Beyrouth © Elias Zaghrini-Commons.wikimedia

Liban : chrétiens en sursis ?

Au Liban, les chrétiens forment une minorité importante institutionnellement reconnue. Leur nombre et leur influence baissent néanmoins. Leur sort ne nous parle-t-il pas aussi de nous ?

On n’a pas tiré leçon, en Europe, de ce qui s’est passé au Liban, entre 1975 et 1990, date à laquelle a officiellement pris fin une guerre civile dont la dimension « confessionnelle » et interminable rendait plus complexe, encore, la question d’Orient. Cette tragédie n’a pourtant pas cessé, puisque les chrétiens continuent d’en faire les frais ; mais leur sort n’est pas politique, et les belles âmes occidentales, qui continuent de chérir la « cause palestinienne », ont récemment trouvé dans les Yazidis des victimes idéales, car ni chrétiennes ni musulmanes.
Si la question d’Orient n’est plus celle des puissances occidentales réglant leurs querelles dans l’espace post-colonial créé par les accords Sykes-Picot, en 1916, lors du démantèlement de l’Empire ottoman, l’État islamique, les Palestiniens et les Kurdes contestent pourtant les frontières des États qui en sont nés, tandis que la « crise » proche-orientale est devenue un affrontement entre les puissances sunnites et chiites, via l’Arabie saoudite et l’Iran. La question d’Orient reste cependant, pour nous, catholiques, celle de ces chrétiens dont les communautés les plus importantes se trouvent en Égypte, en Irak et au Liban.
Rappelons que le Liban a été créé par la France mandataire pour offrir aux chrétiens de la région, après le statut difficile qui était le leur, un territoire sûr dans l’Empire ottoman. C’est dans le Mont Liban que s’étaient réfugiés, dès le VIIe siècle, les maronites établis en Syrie et qui avaient fui les persécutions de l’islam conquérant. Les chrétiens y étaient donc majoritaires : les plus nombreux étant les maronites, qui reconnaissent l’autorité du Saint-Siège ; on compte aussi des melkites (grecs-catholiques), des orthodoxes, des Arméniens rescapés du génocide de 1915, les autres minorités se répartissant entre catholiques romains – ceux de rite syriaque, chaldéen –, syriaques orthodoxes, apostoliques assyriens et protestants.

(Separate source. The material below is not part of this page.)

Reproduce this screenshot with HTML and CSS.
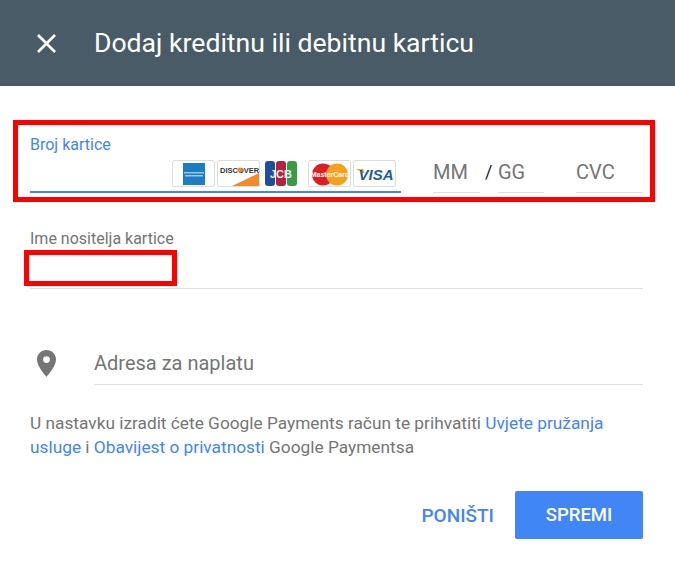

Communautés dont l’ancienneté et les divisions desservent la perception qu’en a l’Occident : leurs noms ne les font-ils pas percevoir comme les survivants d’Églises trop anciennes pour n’être pas folkloriques, en un temps où Rome s’efforce de « moderniser » sa « doctrine sociale » ? Ces communautés sont néanmoins vouées à s’entendre au-delà du théologique, sur le territoire libanais qui a la dimension de deux départements français et où vivent aussi des Druzes, des sunnites et des chiites – l’ensemble constituant 17 communautés dont la coexistence relève d’un défi permanent, voire de l’impossible.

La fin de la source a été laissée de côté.